This page is part of the web mail archives of SRFI 75 from before July 7th, 2015. The new archives for SRFI 75 contain all messages, not just those from before July 7th, 2015.



The topic of Unicode support in a language is very difficult. I'm not
sure the array of codepoints idea is the best solution, but I won't
question it in this mail (mainly because I don't have a better
proposal).


Integers and Codepoints
=======================
The SRFI defines the procedures CHAR->INTEGER and INTEGER->CHAR,
but also defines the return value to be a Unicode codepoint. So it
would be better to name them

  char->codepoint
  codepoint->char

instead.


The newline character
=====================
#\NEWLINE always has been a problem, because a new line is a
system-dependent sequence of octets. #\LINEFEED is the correct term.

We also have (newline), which is the right thing to do, so we can just
drop #\NEWLINE.


x, u and U
==========
The SRFI defines x, u and U for two-digit, four-digit and eight-digit
hexadecimal codepoints in character literals and in strings.

First of all, for character literals, this is unnecessary. It would be
much more elegant to have

   (char=? #\xA #\d10 #\o12 #\b1010)

analogous to

   (= #xA #d10 #o12 #b1010)


Introducing characters which mark fixed-width tokens in strings
strikes me as problematic as well. The obvious alternative is
using delimiters, as already proposed on this list. Delimiters
improve readability, and since using explicit codepoints in
strings is rare, the extra length is not a problem. It is also not
clear that hexadecimal encoding is always preferable. So I would
propose a delimiter which allows for different bases.

There are different approaches. The main goal is to make it readable.

    "A\(#x42)C"  - This is _very_ readable, though verbose
    "A\x42;C"
    "A\x42:C"    - This is also very readable
    "A\x42#C"
    "A\#x42#C"   - This provides some consistency

Analogous to the character syntax described above, the following could
be possible:

   (apply char=? (string->list "\xA:\d10:\o12:\b1010:")) => #t


Quoted Strings
==============
I'm a bit confused as to why we need all those character shorthands.

The rationale "it's what is provided in other places" doesn't sound
right. Specifically, I have never seen \b or \v in use.

I also wonder why \? and \' got added there - those are equivalent to
the characters without the backslash, and neither the question mark
nor the quote are ever used in a context where they have to be quoted.


Newlines in strings
===================
I like the \<newline><intraline-whitespace> syntax, as it allows for
correctly-indented strings.

I would dislike being prevented from using newlines in a string,
though, and I don't see a reason to do so.


Here Strings
============
The introduction of here strings poses a few problems. Allowing for
any character in the delimiter does not seem useful (except for the
Obfuscated Scheme Code Contest, of course :-)), so I would think it to
be the correct choice to limit the number of allowed characters.
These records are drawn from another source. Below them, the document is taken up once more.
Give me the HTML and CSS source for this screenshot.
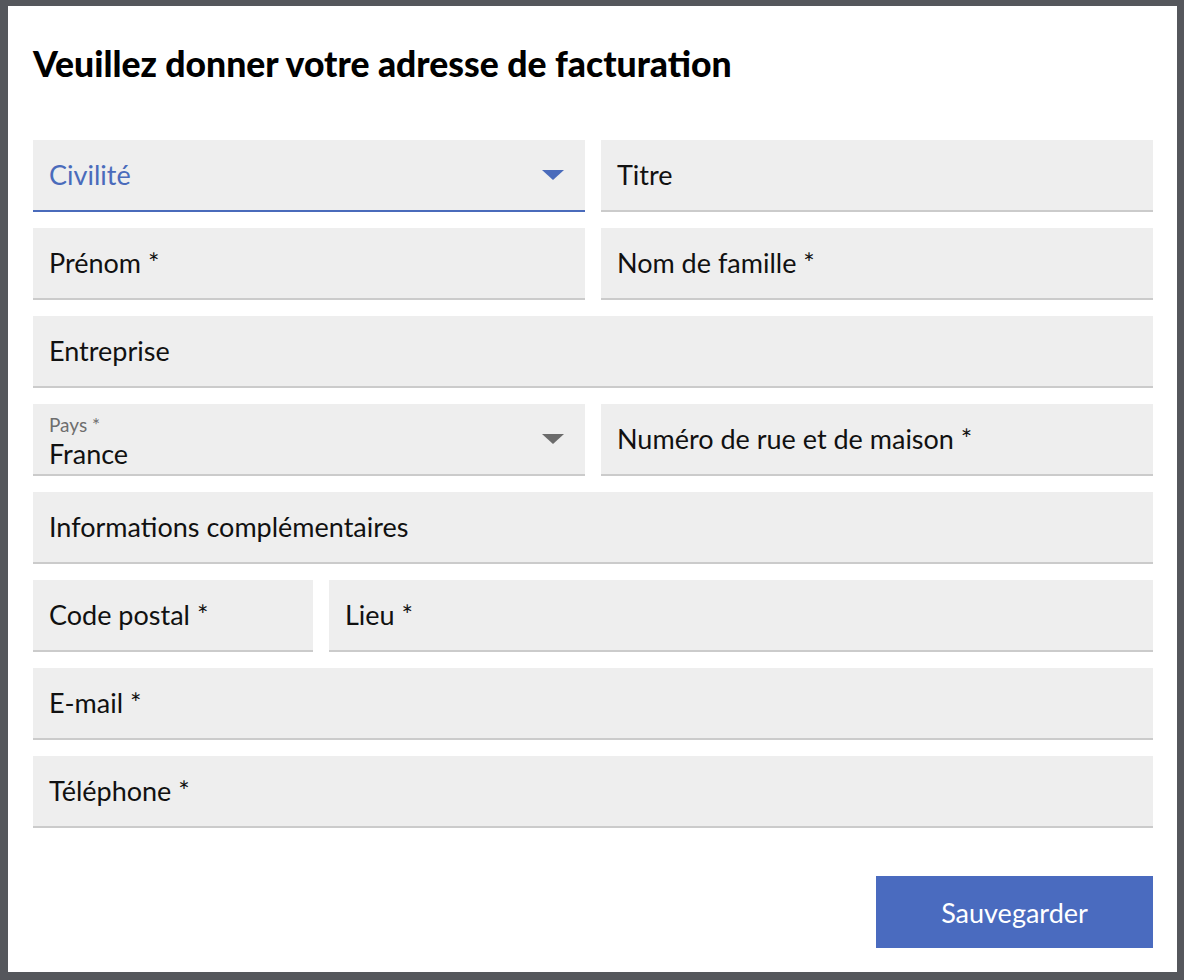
FILE: index.html
```html
<!DOCTYPE html>
<html lang="fr">
<head>
<meta charset="utf-8">
<title>Adresse de facturation</title>
<link rel="stylesheet" href="styles.css">
</head>
<body>
<div class="modal">
  <h1 class="title">Veuillez donner votre adresse de facturation</h1>
  <form class="form">
    <div class="row two">
      <div class="field select focused">
        <span class="value blue">Civilité</span>
        <svg class="arrow" width="22" height="10" viewBox="0 0 22 10"><path d="M0 0H22L11 10Z" fill="#4a6bbb"/></svg>
      </div>
      <div class="field"><span class="value">Titre</span></div>
    </div>
    <div class="row two">
      <div class="field"><span class="value">Prénom *</span></div>
      <div class="field"><span class="value">Nom de famille *</span></div>
    </div>
    <div class="row">
      <div class="field"><span class="value">Entreprise</span></div>
    </div>
    <div class="row two">
      <div class="field select">
        <div class="stack">
          <span class="small">Pays *</span>
          <span class="value">France</span>
        </div>
        <svg class="arrow" width="22" height="10" viewBox="0 0 22 10"><path d="M0 0H22L11 10Z" fill="#6b6b6b"/></svg>
      </div>
      <div class="field"><span class="value">Numéro de rue et de maison *</span></div>
    </div>
    <div class="row">
      <div class="field"><span class="value">Informations complémentaires</span></div>
    </div>
    <div class="row zip">
      <div class="field"><span class="value">Code postal *</span></div>
      <div class="field"><span class="value">Lieu *</span></div>
    </div>
    <div class="row">
      <div class="field"><span class="value">E-mail *</span></div>
    </div>
    <div class="row">
      <div class="field"><span class="value">Téléphone *</span></div>
    </div>
    <div class="actions">
      <button type="button" class="btn">Sauvegarder</button>
    </div>
  </form>
</div>
</body>
</html>
```
FILE: styles.css
```css
html, body {
  margin: 0;
  padding: 0;
}
body {
  background: #55575c;
  font-family: Lato, "Open Sans", sans-serif;
  color: #111;
}
.modal {
  background: #fff;
  margin: 6px 7px 8px 8px;
  height: 966px;
  box-sizing: border-box;
  padding: 38px 24px 24px 25px;
  display: flex;
  flex-direction: column;
}
.title {
  margin: 0;
  font-size: 35.5px;
  font-weight: 900;
  line-height: 40px;
  color: #000;
}
.form {
  margin-top: 56px;
  display: flex;
  flex-direction: column;
  gap: 16px;
  flex: 1;
}
.row {
  display: grid;
  grid-template-columns: 1fr;
  gap: 16px;
}
.row.two {
  grid-template-columns: 1fr 1fr;
}
.row.zip {
  grid-template-columns: 280px 1fr;
}
.field {
  height: 72px;
  box-sizing: border-box;
  background: #eeeeee;
  border-bottom: 2px solid #cbcbcb;
  padding: 0 21px 0 16px;
  display: flex;
  align-items: center;
  justify-content: space-between;
}
.field.focused {
  border-bottom-color: #4a6bbb;
}
.value {
  font-size: 27px;
  line-height: 30px;
  color: #111;
}
.value.blue {
  color: #4a6bbb;
}
.stack {
  display: flex;
  flex-direction: column;
  margin-top: 8px;
}
.stack .small {
  font-size: 19px;
  line-height: 22px;
  color: #6e6e6e;
}
.stack .value {
  line-height: 36px;
}
.arrow {
  display: block;
  flex: none;
}
.actions {
  margin-top: auto;
  display: flex;
  justify-content: flex-end;
}
.btn {
  width: 277px;
  height: 72px;
  border: none;
  background: #4a6bbf;
  color: #fff;
  font-family: inherit;
  font-size: 27px;
  cursor: pointer;
}
```
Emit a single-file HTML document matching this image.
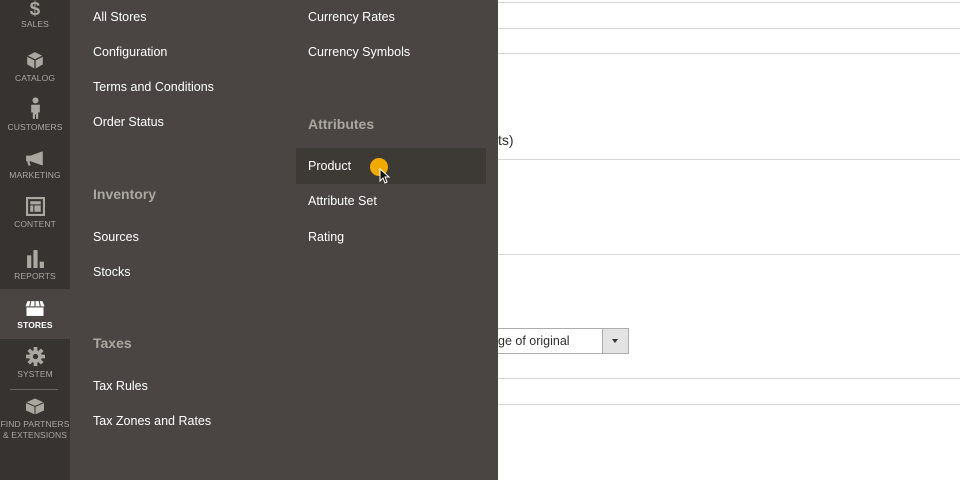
<!DOCTYPE html>
<html><head><style>
*{margin:0;padding:0;box-sizing:border-box}
body{width:960px;height:480px;overflow:hidden;background:#fff;font-family:"Liberation Sans",sans-serif;position:relative}
.side{position:absolute;left:0;top:0;width:70px;height:480px;background:#373330}
.it{position:absolute;left:0;width:70px;text-align:center;color:#aaa6a0;font-size:8.5px;letter-spacing:0.1px}
.it svg{display:block;margin:0 auto 3px}
.act{background:#4a4542;color:#fff;font-weight:bold}
.panel{position:absolute;left:70px;top:0;width:428px;height:480px;background:#4a4542}
.m{position:absolute;color:#fff;font-size:12.5px}
.h{position:absolute;color:#aaa6a0;font-size:14px;font-weight:bold}
.line{position:absolute;left:498px;right:0;height:1px;background:#d6d6d6}
</style></head><body>
<div class="line" style="top:2px"></div>
<div class="line" style="top:28px"></div>
<div class="line" style="top:53px"></div>
<div class="line" style="top:159px"></div>
<div class="line" style="top:254px"></div>
<div class="line" style="top:378px"></div>
<div class="line" style="top:404px"></div>
<div style="position:absolute;left:498px;top:132px;font-size:14px;color:#303030">ts)</div>
<div style="position:absolute;left:480px;top:328px;width:149px;height:26px;border:1px solid #adadad;background:#fff"></div>
<div style="position:absolute;left:498px;top:334px;font-size:12.5px;color:#303030">ge of original</div>
<div style="position:absolute;left:602px;top:328px;width:27px;height:26px;border:1px solid #adadad;background:#e3e3e3"></div>
<div style="position:absolute;left:612px;top:339px;width:0;height:0;border-left:3.5px solid transparent;border-right:3.5px solid transparent;border-top:4px solid #333"></div>

<div class="side">
<div class="it" style="top:0;height:40px;padding-top:1px"><div style="font-size:19px;font-weight:bold;color:#aaa6a0;line-height:18px">$</div>SALES</div>
<div class="it" style="top:51px"><svg width="18" height="19" viewBox="0 0 16 17"><path d="M8 1L15 4.5V12L8 16L1 12V4.5Z" fill="#aaa6a0"/><path d="M1 4.5L8 8L15 4.5M8 8V16" stroke="#373330" stroke-width="1.2" fill="none"/></svg>CATALOG</div>
<div class="it" style="top:97px"><svg width="13" height="22" viewBox="0 0 12 20"><circle cx="6" cy="3" r="2.8" fill="#aaa6a0"/><path d="M2 7h8v7h-1.5v6h-2v-4h-1v4h-2v-6H2z" fill="#aaa6a0"/></svg>CUSTOMERS</div>
<div class="it" style="top:151px"><svg width="20" height="16" viewBox="0 0 18 14"><path d="M1 4h4l11-4v13L5 9H4l1 4H3L2 9H1z" fill="#aaa6a0"/></svg>MARKETING</div>
<div class="it" style="top:197px"><svg width="19" height="19" viewBox="0 0 18 18"><rect x="1" y="1" width="16" height="16" fill="none" stroke="#aaa6a0" stroke-width="2"/><rect x="4" y="4" width="10" height="3" fill="#aaa6a0"/><rect x="4" y="8" width="3" height="6" fill="#aaa6a0"/><rect x="8" y="8" width="6" height="6" fill="#aaa6a0"/></svg>CONTENT</div>
<div class="it" style="top:249px"><svg width="19" height="19" viewBox="0 0 18 18"><rect x="1" y="6" width="4" height="12" fill="#aaa6a0"/><rect x="7" y="1" width="4" height="17" fill="#aaa6a0"/><rect x="13" y="12" width="4" height="6" fill="#aaa6a0"/></svg>REPORTS</div>
<div class="it act" style="top:289px;height:50px;padding-top:11px"><svg width="22" height="17" viewBox="0 0 20 16"><path d="M3 1h14l2 5H1z" fill="#fff"/><path d="M6 1L5 6M10 1V6M14 1l1 5" stroke="#4a4542" stroke-width="1"/><rect x="2" y="7" width="16" height="8" fill="#fff"/></svg>STORES</div>
<div class="it" style="top:347px"><svg width="19" height="19" viewBox="0 0 18 18"><circle cx="9" cy="9" r="6" fill="#aaa6a0"/><path d="M9 0v18M0 9h18M2.6 2.6l12.8 12.8M15.4 2.6L2.6 15.4" stroke="#aaa6a0" stroke-width="3.5"/><circle cx="9" cy="9" r="2.5" fill="#373330"/></svg>SYSTEM</div>
<div style="position:absolute;left:10px;top:389px;width:48px;height:1px;background:#6a6561"></div>
<div class="it" style="top:397px;line-height:11px"><svg width="20" height="19" viewBox="0 0 20 18"><path d="M10 1L19 5V13L10 17L1 13V5Z" fill="#aaa6a0"/><path d="M1 5L10 9L19 5M10 9V17" stroke="#373330" stroke-width="1" fill="none"/></svg>FIND PARTNERS<br>&amp; EXTENSIONS</div>
</div>

<div class="panel">
<div class="m" style="left:23px;top:10px">All Stores</div>
<div class="m" style="left:23px;top:45px">Configuration</div>
<div class="m" style="left:23px;top:80px">Terms and Conditions</div>
<div class="m" style="left:23px;top:115px">Order Status</div>
<div class="h" style="left:23px;top:186px">Inventory</div>
<div class="m" style="left:23px;top:230px">Sources</div>
<div class="m" style="left:23px;top:265px">Stocks</div>
<div class="h" style="left:23px;top:335px">Taxes</div>
<div class="m" style="left:23px;top:379px">Tax Rules</div>
<div class="m" style="left:23px;top:414px">Tax Zones and Rates</div>
<div class="m" style="left:238px;top:10px">Currency Rates</div>
<div class="m" style="left:238px;top:45px">Currency Symbols</div>
<div class="h" style="left:238px;top:116px">Attributes</div>
<div style="position:absolute;left:226px;top:148px;width:190px;height:36px;background:#3d3935"></div>
<div class="m" style="left:238px;top:159px">Product</div>
<div style="position:absolute;left:300px;top:158px;width:18px;height:18px;border-radius:50%;background:#f2a900"></div>
<svg style="position:absolute;left:309px;top:168px" width="11" height="16" viewBox="0 0 11 16"><path d="M1 1v12l3-3 2 5 2-1-2-5h4z" fill="#111" stroke="#fff" stroke-width="1"/></svg>
<div class="m" style="left:238px;top:194px">Attribute Set</div>
<div class="m" style="left:238px;top:230px">Rating</div>
</div>
</body></html>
For consistency, a symbol could be used there. After the delimiter,
only whitespace may follow until the newline.

This allows for here-strings to be normal tokens (instead of being
possibly split up over several tokens), and doesn't lend itself to
hiding errors as easily.


Case-Insensitivity
==================
Unicode defines case folding for case-insensitive comparisons. This
works by mapping characters to specific case-folded characters - not
necessarily upper-case or lower-case, but a special case-folded
version.

This allows, for example, the Greek sigma - which has two forms in the
lower-case variant - to match correctly, as well as the German eszett
to match with the double-s in uppercase form.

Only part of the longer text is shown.